I can’t say I really know how to “teach” in the way they train you in educational programs—but if critiquing, being excited about things, caring for people, and feeling a true ache to see people blossom into their full potential is what teaching really is…maybe this writer is a teacher, or at least, truly wants to be!

I’m not sure what plans God has for me long-term, but it doesn’t matter right now, as I’d probably deny the obvious agenda at first anyway. Meanwhile, I’m comfortably uncomfortably blessed to be doing things I love, even if I won’t admit it sometimes, for a reason as unexplainable as the beginning of this sentence, for instance.

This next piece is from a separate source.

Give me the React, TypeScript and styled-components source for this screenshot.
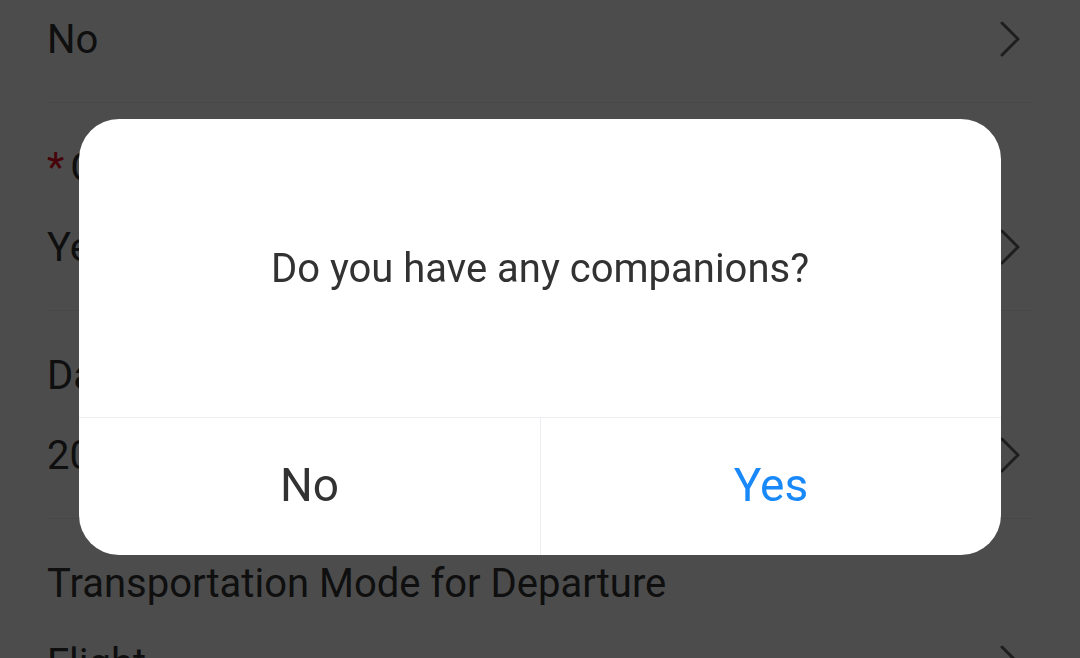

What a sobering honor to exist around good people who mentor me, listen to me, and believe in me.

Moral of the story, class? Accept what you love, and God will get you there—and even if you don’t accept it, He might get you there anyway!

evals…

“Hannah Scofield is passionate, creative, and talented. Oh, and she's a pretty good professor, too. I've been truly blessed to have taken her class this semester. I've learned so much, and her thoughtful comments have really encouraged me to keep pursuing my dreams.”

“Professor Scofield has interesting, if unique, ideas on her subject. She also cares a great deal about the students' experience and learning in her classroom.”

“Very sweet person; very smart and good writer …Professor Scofield was excellent in every way possible. She always made time to help me as well as other students through the screenwriting process. When I say made time, I mean hours and hours! She went above and beyond and I can't think of enough nice things to say about my awesome experience in this class as well as Professor Scofield!!”

“Thank you for this class Scofield! I personally feel that this was a very good introduction to screenwriting, not just because I was able to complete a feature-length script. I also feel prepared to enter the revision process.”

“I really respect and like Professor Scofield. She is a funny and happy lady.”